Namelesss wrote:Spectrum wrote:An absolute perfect God [monotheistic, pantheistic, panentheistic, etc] is merely an idea which is illusory and I have proven it is impossible to be real in the empirical-rational sense. The onus is on you to prove it is real in the empirical-rational sense.
This is getting boring.
You have proven/demonstrated nothing, nor have you managed to refute anything that I have offered.
No wonder, I come from experience/Knowledge and you come from imagination/ignorance.
And your emotionally, psychologically based/biased 'logic' fails completely!
Demanding that a transcendental unconditional all inclusive 'Truth' completely fit into the miniscularity of your conditional ignorant thoughts/ego is absurd.
Have a nice day.
First it is impossible for you to prove your pantheistic God is real from the empirical-rational basis. If so bring verifiable and justifiable evidence to prove it.
When you claim an all-inclusive God, you are faced with various dilemma.
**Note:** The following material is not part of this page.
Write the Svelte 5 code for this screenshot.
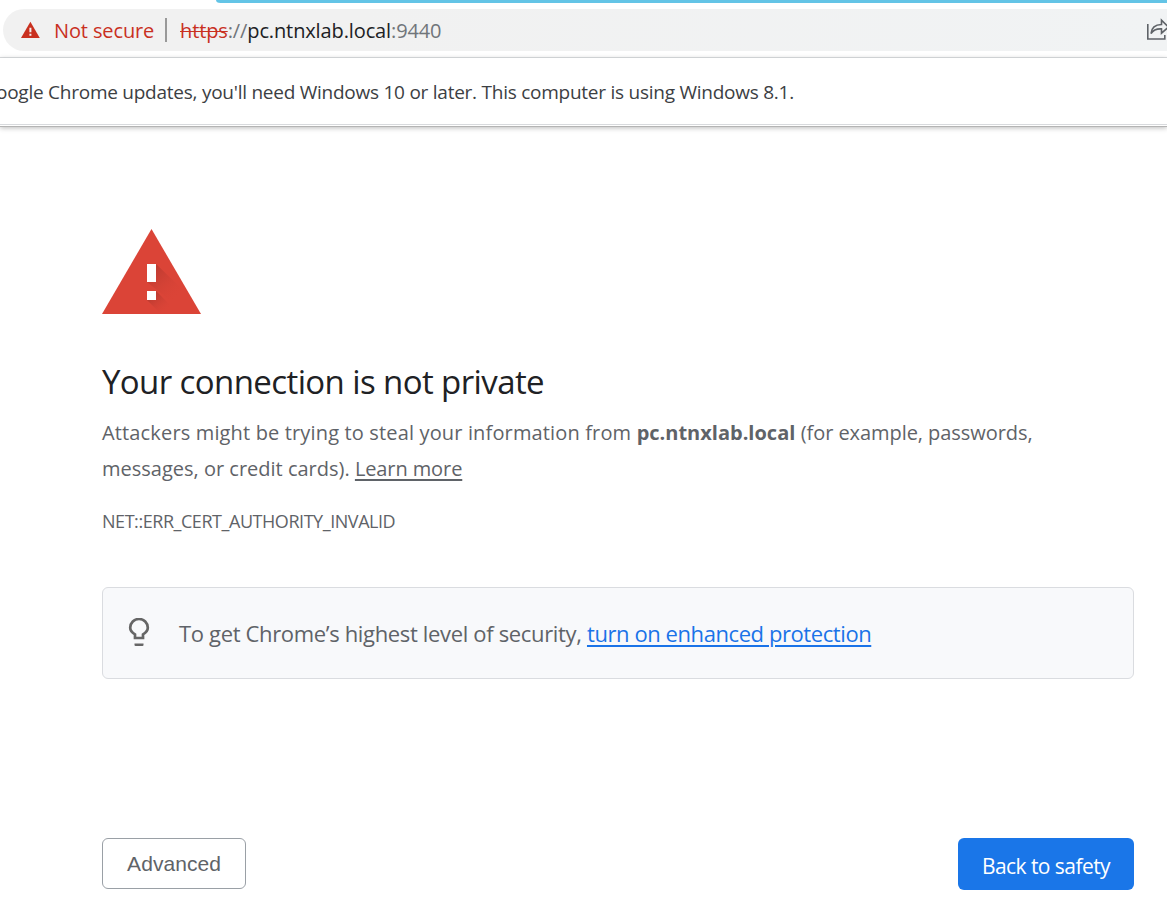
<script>
  const host = 'pc.ntnxlab.local';
</script>

<div class="browser">
  <div class="tabs"><div class="strip"></div></div>
  <div class="toolbar">
    <div class="omnibox">
      <svg class="warn" width="20" height="18" viewBox="0 0 20 18">
        <path d="M10.400 .8 19.800 17H1Z" fill="#c9301f" />
        <path d="M9.400 6.7h2v4.600h-2zm0 6h2v2h-2z" fill="#f1f1f1" />
      </svg>
      <span class="insecure">Not secure</span>
      <span class="divider"></span>
      <span class="url"><span class="scheme">https</span>://<span class="host">{host}</span>:9440</span>
      <svg class="share" width="27" height="24" viewBox="0 0 27 24" fill="none" stroke="#5f6368" stroke-width="1.6">
        <path d="M1.8 6v15h17v-4" />
        <path d="M5 15.5C5.5 10 9 6.7 15.5 6.5V2.2L22.5 9l-7 6.2v-4.3C10.5 10.6 7.2 12 5 15.5Z" />
      </svg>
    </div>
  </div>
  <div class="infobar"><span>oogle Chrome updates, you'll need Windows 10 or later. This computer is using Windows 8.1.</span></div>

  <main>
    <svg class="danger" width="100" height="86" viewBox="0 0 100 86">
      <defs>
        <linearGradient id="shade" x1="48" y1="38" x2="76" y2="68" gradientUnits="userSpaceOnUse">
          <stop stop-color="#a9352c" stop-opacity=".7" />
          <stop offset="1" stop-color="#db4437" stop-opacity="0" />
        </linearGradient>
        <linearGradient id="shade-dot" x1="47" y1="68" x2="60" y2="84" gradientUnits="userSpaceOnUse">
          <stop stop-color="#a9352c" stop-opacity=".7" />
          <stop offset="1" stop-color="#db4437" stop-opacity=".1" />
        </linearGradient>
      </defs>
      <path d="M49.5 0 99 85H0Z" fill="#db4437" />
      <path d="M54 35 82 62 99 85H85L45 53Z" fill="url(#shade)" />
      <path d="M54 62 77 85H59L45 71Z" fill="url(#shade-dot)" />
      <path d="M45 35h9v18h-9zm0 27h9v9h-9z" fill="#fff" />
    </svg>
    <h1>Your connection is not private</h1>
    <p class="body">
      <span class="l1">Attackers might be trying to steal your information from <strong>{host}</strong> <span class="tail">(for example, passwords,</span></span><br />
      <span class="l2">messages, or credit cards). <a href="#more">Learn more</a></span>
    </p>
    <div class="code">NET::ERR_CERT_AUTHORITY_INVALID</div>
    <div class="tip">
      <svg width="22" height="30" viewBox="0 0 22 30">
        <path d="M7 20v-3.6C4.100 14.700 2.200 12.500 2.200 9.800a8.800 8.800 0 0 1 17.600 0c0 2.700-1.900 4.900-4.800 6.600V20Z" fill="none" stroke="#666" stroke-width="2.700" />
        <path d="M6.500 25.500h9v1.500q0 1-1 1h-7q-1 0-1-1z" fill="#666" />
      </svg>
      <span class="tiptext">To get Chrome’s highest level of security, <a href="#protect">turn on enhanced protection</a></span>
    </div>
    <div class="actions">
      <button class="advanced">Advanced</button>
      <button class="safety">Back to safety</button>
    </div>
  </main>
</div>

<style>
  :global(body) { margin: 0; overflow: hidden; background: #fff; }
  * { box-sizing: border-box; }
  .browser { width: 1167px; height: 897px; overflow: hidden; font-family: "Open Sans", "Noto Sans", sans-serif; white-space: nowrap; }
  .tabs { height: 9px; padding-left: 216px; }
  .strip { height: 3px; background: #63c4e6; border-bottom-left-radius: 6px 4px; }
  .toolbar { height: 49px; padding-left: 3px; border-bottom: 1px solid #d6d9dc; }
  .omnibox { height: 42px; display: flex; align-items: center; padding-left: 17px; background: linear-gradient(90deg, #f1f1f1 30%, #f1f3f4); border-radius: 21px 0 0 21px; font-size: 20px; color: #70757a; }
  .warn { flex: none; }
  .insecure { width: 101px; margin-left: 14px; color: #c9301f; letter-spacing: -.12px; }
  .divider { width: 2px; height: 24px; margin-left: 10px; background: #999; }
  .url { margin-left: 13px; letter-spacing: -.12px; }
  .scheme { color: #c9301f; text-decoration: line-through; text-decoration-thickness: 1px; }
  .host { color: #202124; }
  .share { flex: none; margin-left: auto; margin-right: -6px; }
  .infobar { height: 69px; display: flex; align-items: center; border-bottom: 1px solid #b4b4b4; box-shadow: inset 0 -1px #fff, inset 0 -2px #d8dadd, 0 1px 5px #bbb; font-size: 19px; color: #3c4043; letter-spacing: -.25px; }
  .infobar span { margin-left: -4px; }
  main { padding: 102px 33px 0 102px; color: #5f6368; }
  .danger { display: block; }
  h1 { margin: 43px 0 0; height: 48px; line-height: 48px; font-size: 33px; font-weight: 400; color: #202124; letter-spacing: -.6px; }
  .body { margin: 9px 0 0; font-size: 20px; line-height: 36px; }
  .l1 { letter-spacing: .15px; }
  .l1 strong { letter-spacing: 0; }
  .l1 .tail { letter-spacing: -.06px; }
  .body a { color: inherit; letter-spacing: -.1px; text-decoration-thickness: 2px; text-underline-offset: 3px; }
  .code { margin-top: 22px; height: 24px; line-height: 24px; font-size: 18px; letter-spacing: -.45px; }
  .tip { display: flex; align-items: center; height: 92px; margin-top: 54px; padding-left: 25px; border: 1px solid #dadce0; border-radius: 6px; background: #f8f9fb; font-size: 22px; }
  .tip svg { flex: none; }
  .tiptext { margin-left: 29px; letter-spacing: -.34px; }
  .tip a { color: #1a73e8; letter-spacing: -.42px; text-decoration-thickness: 2px; text-underline-offset: 3px; }
  .actions { display: flex; justify-content: space-between; margin-top: 159px; }
  button { padding: 0; border-radius: 6px; }
  .advanced { width: 144px; height: 51px; border: 1px solid #9aa0a6; background: #fff; color: #5f6368; font: 21px "Liberation Sans", sans-serif; letter-spacing: .05px; }
  .safety { width: 176px; height: 52px; border: 0; background: #1a76e8; color: #fff; font: 21px "Open Sans", sans-serif; padding-top: 3px; letter-spacing: -.55px; }
</style>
As I had pointed out, there is the moral question, you can't have a God that is a child-molestor and omni-evil.
When you claim, your God is ALL-there-IS, you have a problem of impossibility of verifiability as there is no vantage point to stand out to obtain an objective view of your so-called God. The only perspective is that from your own subjective self which is vulnerable to the selfish ego.
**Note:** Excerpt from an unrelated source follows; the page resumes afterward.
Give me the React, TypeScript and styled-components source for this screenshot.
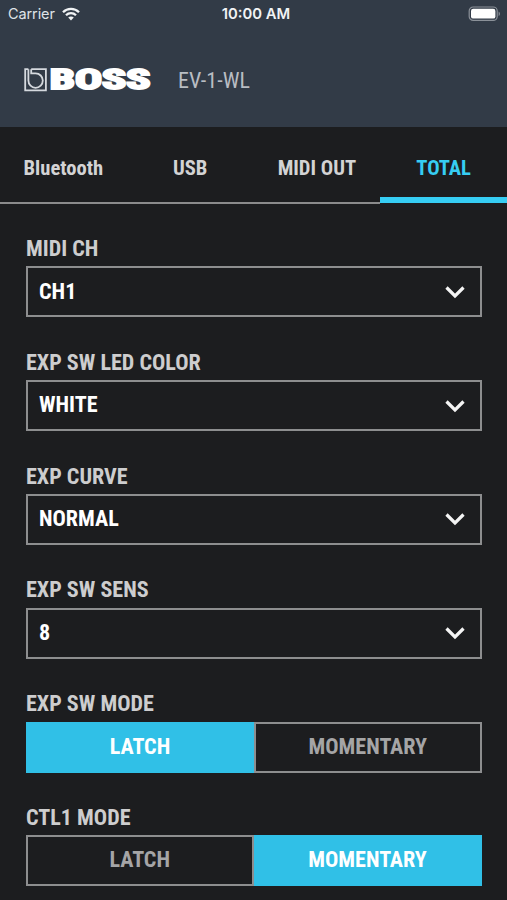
import React from 'react';
import styled, { createGlobalStyle } from 'styled-components';

const GlobalStyle = createGlobalStyle`
  * { box-sizing: border-box; }
  body { margin: 0; background: #1c1d1f; }
`;

const Screen = styled.div`
  width: 507px;
  height: 900px;
  overflow: hidden;
  background: #1c1d1f;
  font-family: 'Roboto Condensed', Roboto, sans-serif;
  font-stretch: 75%;
  color: #cdcdce;
`;

const Header = styled.header`
  height: 127px;
  background: #323b47;
`;

const StatusBar = styled.div`
  height: 27px;
  display: grid;
  grid-template-columns: 1fr auto 1fr;
  align-items: center;
  padding: 0 6px 0 8px;
  font-family: Inter, sans-serif;
  font-stretch: normal;
  font-size: 14.5px;
  color: #dfe3e8;
`;

const Carrier = styled.div`
  display: flex;
  align-items: center;
  gap: 7px;
  letter-spacing: -0.1px;
`;

const Clock = styled.div`
  padding-left: 3px;
  font-size: 14.8px;
  font-weight: 600;
  color: #f1f3f5;
`;

const BatterySlot = styled.div`
  display: flex;
  justify-content: flex-end;
`;

const Brand = styled.div`
  display: flex;
  align-items: center;
  height: 106px;
  padding-left: 24px;
  gap: 26px;
`;

const Model = styled.span`
  font-size: 22px;
  color: #b9bdc3;
`;

const Tabs = styled.nav`
  display: grid;
  grid-template-columns: repeat(4, 1fr);
  height: 77px;
`;

const Tab = styled.button<{ $active?: boolean }>`
  border: 0;
  background: none;
  font: inherit;
  font-size: 20.6px;
  font-weight: 700;
  line-height: 24px;
  padding: 29px 0 0;
  display: flex;
  justify-content: center;
  white-space: nowrap;
  color: ${p => (p.$active ? '#36cdf3' : '#d3d3d4')};
  box-shadow: ${p => (p.$active ? 'inset 0 -6px #36cdf3' : 'inset 0 -2px #8b8b8c')};
  height: ${p => (p.$active ? '76px' : '77px')};
`;

const Form = styled.main`
  padding: 32px 25.5px 0 26px;
`;

const Field = styled.section`
  height: 113.8px;
`;

const Label = styled.div`
  height: 30.4px;
  line-height: 24px;
  font-size: 22.1px;
  font-weight: 700;
  white-space: nowrap;
`;

const Select = styled.div`
  display: flex;
  align-items: center;
  justify-content: space-between;
  height: 51px;
  padding: 0 15px 0 11px;
  border: 2px solid #8d8e8f;
  font-size: 22.1px;
  font-weight: 700;
  color: #fff;
`;

const Value = styled.span`
  line-height: 26px;
  padding-bottom: 2.6px;
`;

const Segments = styled.div<{ $split: number }>`
  display: grid;
  grid-template-columns: ${p => p.$split}px 1fr;
  height: 51px;
`;

const Segment = styled.button<{ $on: boolean }>`
  margin: 0;
  padding: 0 0 3px;
  font: inherit;
  font-size: 22.1px;
  font-weight: 700;
  color: ${p => (p.$on ? '#fff' : '#a5a5a6')};
  background: ${p => (p.$on ? '#30c0e7' : 'transparent')};
  border: ${p => (p.$on ? '0' : '2px solid #8d8e8f')};
`;

const Wordmark = styled.text`
  font-family: 'Roboto Condensed', Roboto, sans-serif;
  font-stretch: 75%;
  font-weight: 700;
  font-size: 27px;
  fill: #fff;
  stroke: #fff;
  stroke-width: 2px;
  stroke-linejoin: miter;
`;

const Wifi = () => (
  <svg width="18" height="14" viewBox="0 0 18 14" fill="none" stroke="#f1f3f5" strokeWidth="2.3">
    <path d="M1 5.2C5.4.8 12.6.8 17 5.2" />
    <path d="M4 8.3c2.8-2.8 7.2-2.8 10 0" />
    <path d="M9 13.4 6.2 10.6c1.6-1.5 4-1.5 5.6 0z" fill="#f1f3f5" stroke="none" />
  </svg>
);

const Battery = () => (
  <svg width="33" height="16" viewBox="0 0 33 16">
    <rect x="1.2" y="1" width="28" height="13.4" rx="4" fill="none" stroke="#8b9199" strokeWidth="1.2" />
    <rect x="3" y="2.8" width="24.4" height="9.8" rx="2.2" fill="#fff" />
    <path d="M30.6 5.4c1.8.8 1.8 3.8 0 4.6z" fill="#8b9199" />
  </svg>
);

const Logo = () => (
  <svg width="128" height="24" viewBox="0 0 128 24" overflow="visible">
    <g fill="none" stroke="#d5d9de">
      <path d="M7.2 1.2H21.9V22.3H1.2V1.2H4.4" strokeWidth="1.8" />
      <path d="M4.4 1.2V12.6a7.2 7.2 0 1 0 7.2-7.2H7.2V1.2" strokeWidth="1.8" />
    </g>
    <Wordmark
      transform="translate(25.8 21.4) scale(1.9 1)"
      textLength="53"
      lengthAdjust="spacingAndGlyphs"
    >BOSS</Wordmark>
  </svg>
);

const Chevron = () => (
  <svg width="20" height="14" viewBox="0 0 20 14" fill="none" stroke="#f4f4f4" strokeWidth="3.2">
    <path d="M1.5 2.5 10 11l8.5-8.5" />
  </svg>
);

const selects = [
  ['MIDI CH', 'CH1'],
  ['EXP SW LED COLOR', 'WHITE'],
  ['EXP CURVE', 'NORMAL'],
  ['EXP SW SENS', '8'],
];

const modes = [
  { label: 'EXP SW MODE', value: 'LATCH', split: 228 },
  { label: 'CTL1 MODE', value: 'MOMENTARY', split: 227.5 },
];

export default function App() {
  return (
    <>
      <GlobalStyle />
      <Screen>
        <Header>
          <StatusBar>
            <Carrier>Carrier <Wifi /></Carrier>
            <Clock>10:00 AM</Clock>
            <BatterySlot><Battery /></BatterySlot>
          </StatusBar>
          <Brand>
            <Logo />
            <Model>EV-1-WL</Model>
          </Brand>
        </Header>
        <Tabs>
          <Tab>Bluetooth</Tab>
          <Tab>USB</Tab>
          <Tab>MIDI OUT</Tab>
          <Tab $active>TOTAL</Tab>
        </Tabs>
        <Form>
          {selects.map(([label, value]) => (
            <Field key={label}>
              <Label>{label}</Label>
              <Select><Value>{value}</Value><Chevron /></Select>
            </Field>
          ))}
          {modes.map(m => (
            <Field key={m.label}>
              <Label>{m.label}</Label>
              <Segments $split={m.split}>
                <Segment $on={m.value === 'LATCH'}>LATCH</Segment>
                <Segment $on={m.value === 'MOMENTARY'}>MOMENTARY</Segment>
              </Segments>
            </Field>
          ))}
        </Form>
      </Screen>
    </>
  );
}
So, all you have is a groundless thought-based idea.
This thought-based-idea is void of any empirical elements, thus an impossibility to be real within empirical-rational reality.
The only tenable explanation to such a thought is, it is driven by existential psychological impulses.
I used to lean on the idea of Brahman - the all inclusive.
I soon learn of all the opposing points above against the idea of Brahman.
To clue you in, note the paradigm shifting view of Buddhism in countering the idea of Brahman with the concept of Sunyata.
In Buddhism, the philosophy direct one's attention inward to one own self to manage the internal ego rather than diluting one's attention to something out there.